**Exercise prompt:** Repeat only the lines below that run from the line with "Clone this screenshot in Lit and TypeScript." to the line with "const tracking = (ls: number)", ends included; skip every picture.

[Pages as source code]

━━━━━━━━━━━━━━━━━━━━

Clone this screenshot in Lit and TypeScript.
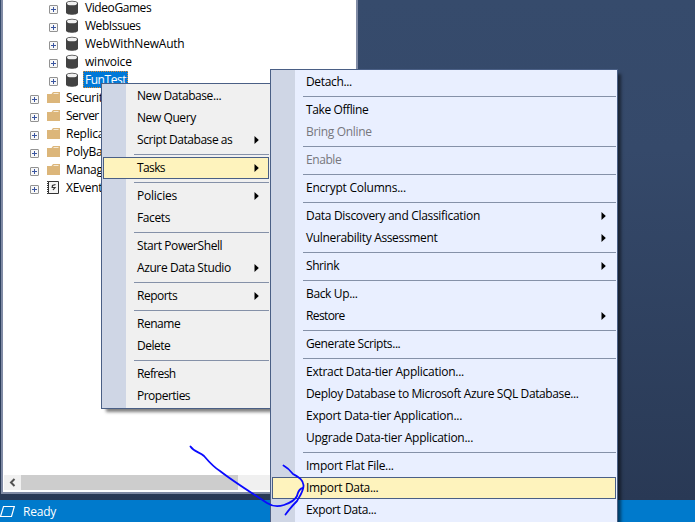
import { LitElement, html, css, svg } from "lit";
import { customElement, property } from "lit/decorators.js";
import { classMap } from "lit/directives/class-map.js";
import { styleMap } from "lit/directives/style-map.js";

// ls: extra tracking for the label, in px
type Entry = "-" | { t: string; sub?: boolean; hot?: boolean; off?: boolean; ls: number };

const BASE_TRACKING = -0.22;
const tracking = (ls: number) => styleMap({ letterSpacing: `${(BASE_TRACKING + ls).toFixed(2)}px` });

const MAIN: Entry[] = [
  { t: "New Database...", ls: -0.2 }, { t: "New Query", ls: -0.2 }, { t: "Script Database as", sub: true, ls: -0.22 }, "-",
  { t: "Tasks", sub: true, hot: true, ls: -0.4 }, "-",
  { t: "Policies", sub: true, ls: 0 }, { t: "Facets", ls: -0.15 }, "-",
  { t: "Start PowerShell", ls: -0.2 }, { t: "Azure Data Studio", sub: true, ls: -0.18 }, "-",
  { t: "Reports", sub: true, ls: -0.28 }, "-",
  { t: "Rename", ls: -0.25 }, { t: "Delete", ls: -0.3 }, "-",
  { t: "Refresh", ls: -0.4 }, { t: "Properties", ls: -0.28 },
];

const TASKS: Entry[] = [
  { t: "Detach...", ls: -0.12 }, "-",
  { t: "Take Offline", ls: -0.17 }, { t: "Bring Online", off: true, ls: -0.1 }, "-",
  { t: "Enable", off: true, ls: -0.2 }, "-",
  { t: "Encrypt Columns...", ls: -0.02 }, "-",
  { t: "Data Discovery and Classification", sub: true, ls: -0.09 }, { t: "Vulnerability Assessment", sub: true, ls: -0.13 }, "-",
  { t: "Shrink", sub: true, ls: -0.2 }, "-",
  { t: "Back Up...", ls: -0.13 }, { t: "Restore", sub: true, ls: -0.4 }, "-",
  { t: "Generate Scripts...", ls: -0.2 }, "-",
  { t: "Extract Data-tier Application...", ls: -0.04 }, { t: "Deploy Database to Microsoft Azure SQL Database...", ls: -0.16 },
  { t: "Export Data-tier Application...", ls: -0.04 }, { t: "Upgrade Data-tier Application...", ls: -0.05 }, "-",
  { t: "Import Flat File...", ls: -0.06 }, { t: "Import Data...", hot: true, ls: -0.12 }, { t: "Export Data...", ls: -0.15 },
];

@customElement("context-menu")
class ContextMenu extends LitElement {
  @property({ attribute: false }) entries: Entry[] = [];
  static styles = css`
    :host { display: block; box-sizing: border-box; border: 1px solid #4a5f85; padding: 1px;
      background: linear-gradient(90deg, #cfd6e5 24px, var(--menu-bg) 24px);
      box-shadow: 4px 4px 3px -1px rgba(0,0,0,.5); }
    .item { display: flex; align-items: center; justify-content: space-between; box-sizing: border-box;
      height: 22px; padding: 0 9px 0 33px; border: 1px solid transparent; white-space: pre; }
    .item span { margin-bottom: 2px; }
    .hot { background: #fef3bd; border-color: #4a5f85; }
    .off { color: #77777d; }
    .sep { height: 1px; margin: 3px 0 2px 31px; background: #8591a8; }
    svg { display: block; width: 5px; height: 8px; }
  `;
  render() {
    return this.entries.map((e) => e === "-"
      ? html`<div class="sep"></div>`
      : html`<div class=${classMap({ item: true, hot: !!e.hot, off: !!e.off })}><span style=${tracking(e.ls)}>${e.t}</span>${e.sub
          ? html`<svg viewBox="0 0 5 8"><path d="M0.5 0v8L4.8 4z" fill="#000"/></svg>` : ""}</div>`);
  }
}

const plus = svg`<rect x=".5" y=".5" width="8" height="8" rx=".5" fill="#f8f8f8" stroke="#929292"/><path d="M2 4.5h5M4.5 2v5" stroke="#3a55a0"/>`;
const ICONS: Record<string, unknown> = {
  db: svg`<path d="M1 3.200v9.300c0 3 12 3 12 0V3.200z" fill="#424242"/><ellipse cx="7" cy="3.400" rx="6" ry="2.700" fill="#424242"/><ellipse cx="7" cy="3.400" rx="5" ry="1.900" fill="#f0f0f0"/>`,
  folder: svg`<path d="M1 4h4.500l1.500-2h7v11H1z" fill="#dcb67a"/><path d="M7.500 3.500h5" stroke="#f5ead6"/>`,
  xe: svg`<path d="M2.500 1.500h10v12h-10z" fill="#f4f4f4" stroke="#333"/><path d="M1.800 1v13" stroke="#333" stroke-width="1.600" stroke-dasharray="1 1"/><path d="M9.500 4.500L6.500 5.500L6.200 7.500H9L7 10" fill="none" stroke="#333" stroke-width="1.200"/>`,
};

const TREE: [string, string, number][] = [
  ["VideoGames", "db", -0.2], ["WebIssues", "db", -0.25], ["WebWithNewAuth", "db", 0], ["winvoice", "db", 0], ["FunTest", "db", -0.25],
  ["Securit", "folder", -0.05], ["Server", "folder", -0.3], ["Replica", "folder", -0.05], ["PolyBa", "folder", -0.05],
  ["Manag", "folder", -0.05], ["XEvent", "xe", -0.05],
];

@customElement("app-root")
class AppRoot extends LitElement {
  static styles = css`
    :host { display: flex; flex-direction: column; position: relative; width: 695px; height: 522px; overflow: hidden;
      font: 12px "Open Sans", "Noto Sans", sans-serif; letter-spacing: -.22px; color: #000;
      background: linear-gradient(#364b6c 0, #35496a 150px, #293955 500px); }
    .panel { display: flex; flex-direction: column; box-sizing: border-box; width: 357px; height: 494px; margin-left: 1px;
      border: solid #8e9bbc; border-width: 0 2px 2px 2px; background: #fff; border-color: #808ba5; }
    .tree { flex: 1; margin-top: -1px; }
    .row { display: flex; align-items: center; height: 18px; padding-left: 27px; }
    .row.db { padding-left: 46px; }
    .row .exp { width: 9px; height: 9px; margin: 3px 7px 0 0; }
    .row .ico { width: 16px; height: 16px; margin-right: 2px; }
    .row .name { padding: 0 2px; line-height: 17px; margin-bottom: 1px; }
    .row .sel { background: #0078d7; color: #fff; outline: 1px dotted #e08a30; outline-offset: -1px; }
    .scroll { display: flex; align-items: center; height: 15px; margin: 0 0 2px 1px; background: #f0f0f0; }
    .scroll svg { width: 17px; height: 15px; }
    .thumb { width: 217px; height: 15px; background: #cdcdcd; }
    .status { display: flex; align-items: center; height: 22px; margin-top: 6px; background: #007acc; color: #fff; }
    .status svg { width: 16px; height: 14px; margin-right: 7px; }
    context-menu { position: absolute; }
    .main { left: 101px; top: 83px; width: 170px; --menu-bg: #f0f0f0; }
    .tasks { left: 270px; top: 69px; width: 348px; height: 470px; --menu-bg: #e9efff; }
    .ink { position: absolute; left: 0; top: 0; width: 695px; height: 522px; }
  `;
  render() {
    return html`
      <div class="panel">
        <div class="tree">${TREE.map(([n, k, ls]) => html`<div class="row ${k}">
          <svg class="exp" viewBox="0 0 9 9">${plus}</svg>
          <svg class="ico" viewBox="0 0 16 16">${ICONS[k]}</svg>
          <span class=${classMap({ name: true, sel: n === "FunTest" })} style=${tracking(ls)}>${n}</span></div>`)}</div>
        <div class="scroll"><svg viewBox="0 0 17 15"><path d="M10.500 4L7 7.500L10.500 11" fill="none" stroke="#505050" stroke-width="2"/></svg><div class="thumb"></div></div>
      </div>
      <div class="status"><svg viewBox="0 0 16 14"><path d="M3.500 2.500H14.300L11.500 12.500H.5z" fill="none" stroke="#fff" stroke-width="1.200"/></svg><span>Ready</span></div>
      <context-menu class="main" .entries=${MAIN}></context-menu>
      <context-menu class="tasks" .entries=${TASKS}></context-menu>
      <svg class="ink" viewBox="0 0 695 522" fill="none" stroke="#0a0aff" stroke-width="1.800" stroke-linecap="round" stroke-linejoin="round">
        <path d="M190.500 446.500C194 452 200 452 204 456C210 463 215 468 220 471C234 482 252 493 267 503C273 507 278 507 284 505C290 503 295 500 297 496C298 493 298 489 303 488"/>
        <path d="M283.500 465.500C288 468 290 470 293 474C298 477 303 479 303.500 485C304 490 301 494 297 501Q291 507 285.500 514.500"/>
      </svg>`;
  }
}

━━━━━━━━━━━━━━━━━━━━

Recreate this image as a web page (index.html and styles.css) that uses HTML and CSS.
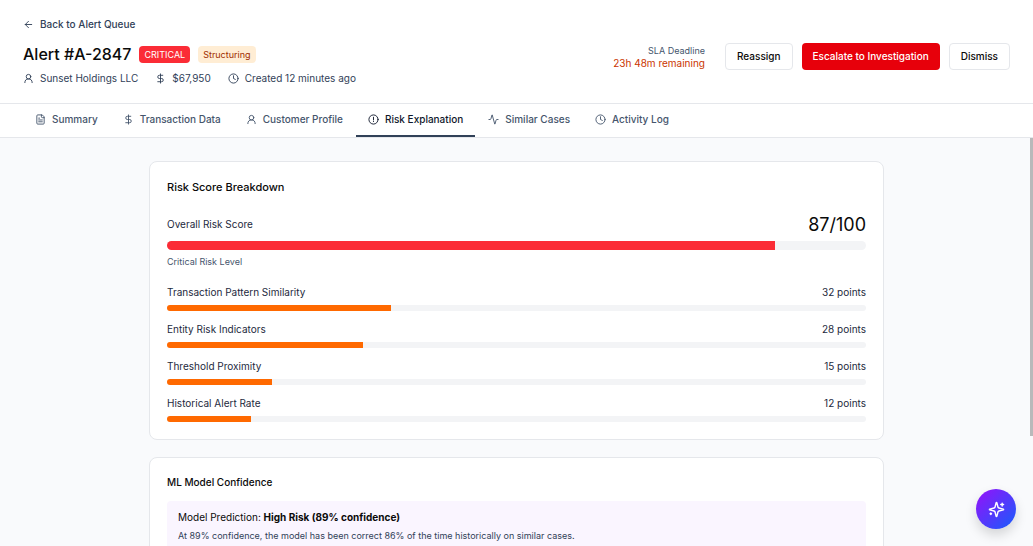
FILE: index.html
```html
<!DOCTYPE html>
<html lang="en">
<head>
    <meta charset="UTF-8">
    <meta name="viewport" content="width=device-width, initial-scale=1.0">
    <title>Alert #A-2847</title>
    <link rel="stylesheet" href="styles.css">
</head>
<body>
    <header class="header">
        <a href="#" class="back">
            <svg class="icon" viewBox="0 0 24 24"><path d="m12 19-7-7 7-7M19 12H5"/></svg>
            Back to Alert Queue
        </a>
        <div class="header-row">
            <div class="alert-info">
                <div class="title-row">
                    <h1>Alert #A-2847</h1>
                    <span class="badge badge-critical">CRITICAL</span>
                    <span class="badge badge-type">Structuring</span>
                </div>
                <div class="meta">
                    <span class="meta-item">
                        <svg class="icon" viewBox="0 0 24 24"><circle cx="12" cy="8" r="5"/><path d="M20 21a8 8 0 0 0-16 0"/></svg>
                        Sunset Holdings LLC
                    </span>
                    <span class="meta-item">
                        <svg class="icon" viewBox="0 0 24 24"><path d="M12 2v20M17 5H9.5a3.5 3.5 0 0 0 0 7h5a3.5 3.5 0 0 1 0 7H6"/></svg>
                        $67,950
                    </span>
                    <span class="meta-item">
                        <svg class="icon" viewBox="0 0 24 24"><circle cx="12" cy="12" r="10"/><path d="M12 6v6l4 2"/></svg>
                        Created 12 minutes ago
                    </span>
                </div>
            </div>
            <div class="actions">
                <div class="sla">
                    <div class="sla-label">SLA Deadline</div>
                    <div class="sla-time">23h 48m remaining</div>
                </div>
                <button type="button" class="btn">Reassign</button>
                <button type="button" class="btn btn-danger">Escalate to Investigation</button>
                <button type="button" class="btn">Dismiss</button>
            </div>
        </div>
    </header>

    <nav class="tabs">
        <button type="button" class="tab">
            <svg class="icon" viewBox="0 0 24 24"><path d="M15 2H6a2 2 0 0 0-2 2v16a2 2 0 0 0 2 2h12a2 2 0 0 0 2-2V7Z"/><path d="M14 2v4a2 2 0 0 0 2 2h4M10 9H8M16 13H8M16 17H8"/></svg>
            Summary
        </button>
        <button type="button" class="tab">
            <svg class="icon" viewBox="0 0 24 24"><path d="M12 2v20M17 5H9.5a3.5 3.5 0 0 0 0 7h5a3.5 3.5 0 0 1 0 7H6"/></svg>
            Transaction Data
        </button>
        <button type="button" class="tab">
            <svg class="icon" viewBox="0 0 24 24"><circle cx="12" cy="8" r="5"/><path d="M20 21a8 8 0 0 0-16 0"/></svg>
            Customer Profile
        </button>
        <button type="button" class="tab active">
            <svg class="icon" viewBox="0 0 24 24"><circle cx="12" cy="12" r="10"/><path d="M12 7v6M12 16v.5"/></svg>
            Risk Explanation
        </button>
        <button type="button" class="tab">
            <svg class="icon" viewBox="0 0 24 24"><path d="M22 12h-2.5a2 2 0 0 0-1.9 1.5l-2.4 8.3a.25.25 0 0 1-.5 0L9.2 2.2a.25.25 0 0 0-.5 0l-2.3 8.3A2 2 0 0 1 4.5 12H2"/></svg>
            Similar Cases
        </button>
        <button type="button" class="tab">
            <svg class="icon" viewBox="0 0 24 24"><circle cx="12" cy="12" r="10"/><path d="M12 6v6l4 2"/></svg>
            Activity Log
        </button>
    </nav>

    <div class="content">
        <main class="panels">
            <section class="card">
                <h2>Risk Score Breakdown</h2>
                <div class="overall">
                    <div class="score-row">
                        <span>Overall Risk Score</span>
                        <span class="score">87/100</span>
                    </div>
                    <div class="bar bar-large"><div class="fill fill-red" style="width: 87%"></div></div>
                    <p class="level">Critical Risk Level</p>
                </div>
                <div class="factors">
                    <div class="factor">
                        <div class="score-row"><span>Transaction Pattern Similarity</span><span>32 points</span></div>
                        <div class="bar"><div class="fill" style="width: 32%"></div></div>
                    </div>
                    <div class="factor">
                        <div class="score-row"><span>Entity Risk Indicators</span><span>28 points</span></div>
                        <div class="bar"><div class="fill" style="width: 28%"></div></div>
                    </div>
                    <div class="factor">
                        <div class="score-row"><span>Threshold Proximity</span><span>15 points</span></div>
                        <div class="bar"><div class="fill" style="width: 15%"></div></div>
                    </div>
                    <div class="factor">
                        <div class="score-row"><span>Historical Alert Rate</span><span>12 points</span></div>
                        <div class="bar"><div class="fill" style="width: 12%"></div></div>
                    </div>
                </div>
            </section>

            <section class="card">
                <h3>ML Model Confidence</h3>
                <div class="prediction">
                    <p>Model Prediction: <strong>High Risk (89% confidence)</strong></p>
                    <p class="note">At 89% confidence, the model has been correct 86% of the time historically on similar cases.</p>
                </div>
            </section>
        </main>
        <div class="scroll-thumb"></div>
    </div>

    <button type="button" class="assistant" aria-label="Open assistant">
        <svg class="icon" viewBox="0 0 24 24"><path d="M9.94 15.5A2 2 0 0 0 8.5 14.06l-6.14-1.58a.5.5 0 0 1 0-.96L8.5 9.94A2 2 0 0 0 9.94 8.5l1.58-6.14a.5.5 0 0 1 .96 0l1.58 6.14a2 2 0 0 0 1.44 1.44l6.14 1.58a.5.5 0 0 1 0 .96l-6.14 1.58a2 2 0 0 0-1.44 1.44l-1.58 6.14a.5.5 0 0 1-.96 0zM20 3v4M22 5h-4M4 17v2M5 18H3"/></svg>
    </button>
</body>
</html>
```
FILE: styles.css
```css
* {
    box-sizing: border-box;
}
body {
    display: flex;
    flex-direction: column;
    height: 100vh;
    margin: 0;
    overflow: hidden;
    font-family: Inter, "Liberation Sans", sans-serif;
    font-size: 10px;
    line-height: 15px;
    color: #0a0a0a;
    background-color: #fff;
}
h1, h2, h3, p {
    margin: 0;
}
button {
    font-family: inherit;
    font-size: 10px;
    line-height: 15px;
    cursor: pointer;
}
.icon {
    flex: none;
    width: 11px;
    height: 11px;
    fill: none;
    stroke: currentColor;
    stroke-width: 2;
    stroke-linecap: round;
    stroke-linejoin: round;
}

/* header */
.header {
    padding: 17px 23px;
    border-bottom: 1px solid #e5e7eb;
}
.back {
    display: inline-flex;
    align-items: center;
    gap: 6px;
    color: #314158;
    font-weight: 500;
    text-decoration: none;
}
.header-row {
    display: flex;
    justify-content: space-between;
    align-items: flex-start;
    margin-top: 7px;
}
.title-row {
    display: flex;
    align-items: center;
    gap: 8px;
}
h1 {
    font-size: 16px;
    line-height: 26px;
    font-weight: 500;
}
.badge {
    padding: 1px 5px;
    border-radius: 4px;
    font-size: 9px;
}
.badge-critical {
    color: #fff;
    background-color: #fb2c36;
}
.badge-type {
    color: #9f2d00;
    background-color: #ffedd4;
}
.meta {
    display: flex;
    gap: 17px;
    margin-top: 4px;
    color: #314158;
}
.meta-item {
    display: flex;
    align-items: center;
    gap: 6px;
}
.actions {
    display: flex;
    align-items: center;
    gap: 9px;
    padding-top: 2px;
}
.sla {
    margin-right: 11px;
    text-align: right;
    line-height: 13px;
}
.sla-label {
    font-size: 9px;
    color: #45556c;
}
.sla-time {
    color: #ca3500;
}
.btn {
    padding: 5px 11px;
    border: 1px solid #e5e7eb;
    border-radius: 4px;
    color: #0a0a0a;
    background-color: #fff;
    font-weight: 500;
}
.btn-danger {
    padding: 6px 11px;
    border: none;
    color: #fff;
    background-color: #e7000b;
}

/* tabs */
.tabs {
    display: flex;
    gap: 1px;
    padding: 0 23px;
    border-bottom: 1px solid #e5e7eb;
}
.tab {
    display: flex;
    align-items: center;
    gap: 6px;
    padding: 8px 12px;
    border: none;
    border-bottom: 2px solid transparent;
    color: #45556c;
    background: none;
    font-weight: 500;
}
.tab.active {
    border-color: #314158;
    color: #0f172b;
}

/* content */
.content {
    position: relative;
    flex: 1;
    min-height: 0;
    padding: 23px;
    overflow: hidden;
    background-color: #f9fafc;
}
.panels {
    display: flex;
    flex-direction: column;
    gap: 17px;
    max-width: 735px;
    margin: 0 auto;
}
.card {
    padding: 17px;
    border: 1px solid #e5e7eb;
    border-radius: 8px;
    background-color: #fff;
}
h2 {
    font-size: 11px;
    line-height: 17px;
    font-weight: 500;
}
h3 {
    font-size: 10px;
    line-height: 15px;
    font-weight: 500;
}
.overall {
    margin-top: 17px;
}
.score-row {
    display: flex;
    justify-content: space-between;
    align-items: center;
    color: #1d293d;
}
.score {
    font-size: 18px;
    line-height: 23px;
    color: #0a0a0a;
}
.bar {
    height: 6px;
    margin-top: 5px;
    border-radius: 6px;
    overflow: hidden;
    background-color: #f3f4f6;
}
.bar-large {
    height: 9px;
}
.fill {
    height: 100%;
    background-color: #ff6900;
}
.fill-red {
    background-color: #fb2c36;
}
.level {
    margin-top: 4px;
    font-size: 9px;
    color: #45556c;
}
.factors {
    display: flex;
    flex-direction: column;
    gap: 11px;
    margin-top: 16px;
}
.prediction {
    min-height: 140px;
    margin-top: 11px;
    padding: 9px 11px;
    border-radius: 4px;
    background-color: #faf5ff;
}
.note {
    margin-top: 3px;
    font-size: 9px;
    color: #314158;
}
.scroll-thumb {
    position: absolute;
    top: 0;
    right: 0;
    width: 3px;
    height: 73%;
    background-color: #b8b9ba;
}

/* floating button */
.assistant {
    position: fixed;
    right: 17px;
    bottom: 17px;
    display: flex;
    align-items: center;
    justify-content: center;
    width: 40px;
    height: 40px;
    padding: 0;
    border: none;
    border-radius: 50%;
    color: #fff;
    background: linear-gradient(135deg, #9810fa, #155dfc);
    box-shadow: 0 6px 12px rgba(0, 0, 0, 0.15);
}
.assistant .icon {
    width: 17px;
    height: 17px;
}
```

━━━━━━━━━━━━━━━━━━━━

**Task result:**
Clone this screenshot in Lit and TypeScript.
import { LitElement, html, css, svg } from "lit";
import { customElement, property } from "lit/decorators.js";
import { classMap } from "lit/directives/class-map.js";
import { styleMap } from "lit/directives/style-map.js";

// ls: extra tracking for the label, in px
type Entry = "-" | { t: string; sub?: boolean; hot?: boolean; off?: boolean; ls: number };

const BASE_TRACKING = -0.22;
const tracking = (ls: number) => styleMap({ letterSpacing: `${(BASE_TRACKING + ls).toFixed(2)}px` });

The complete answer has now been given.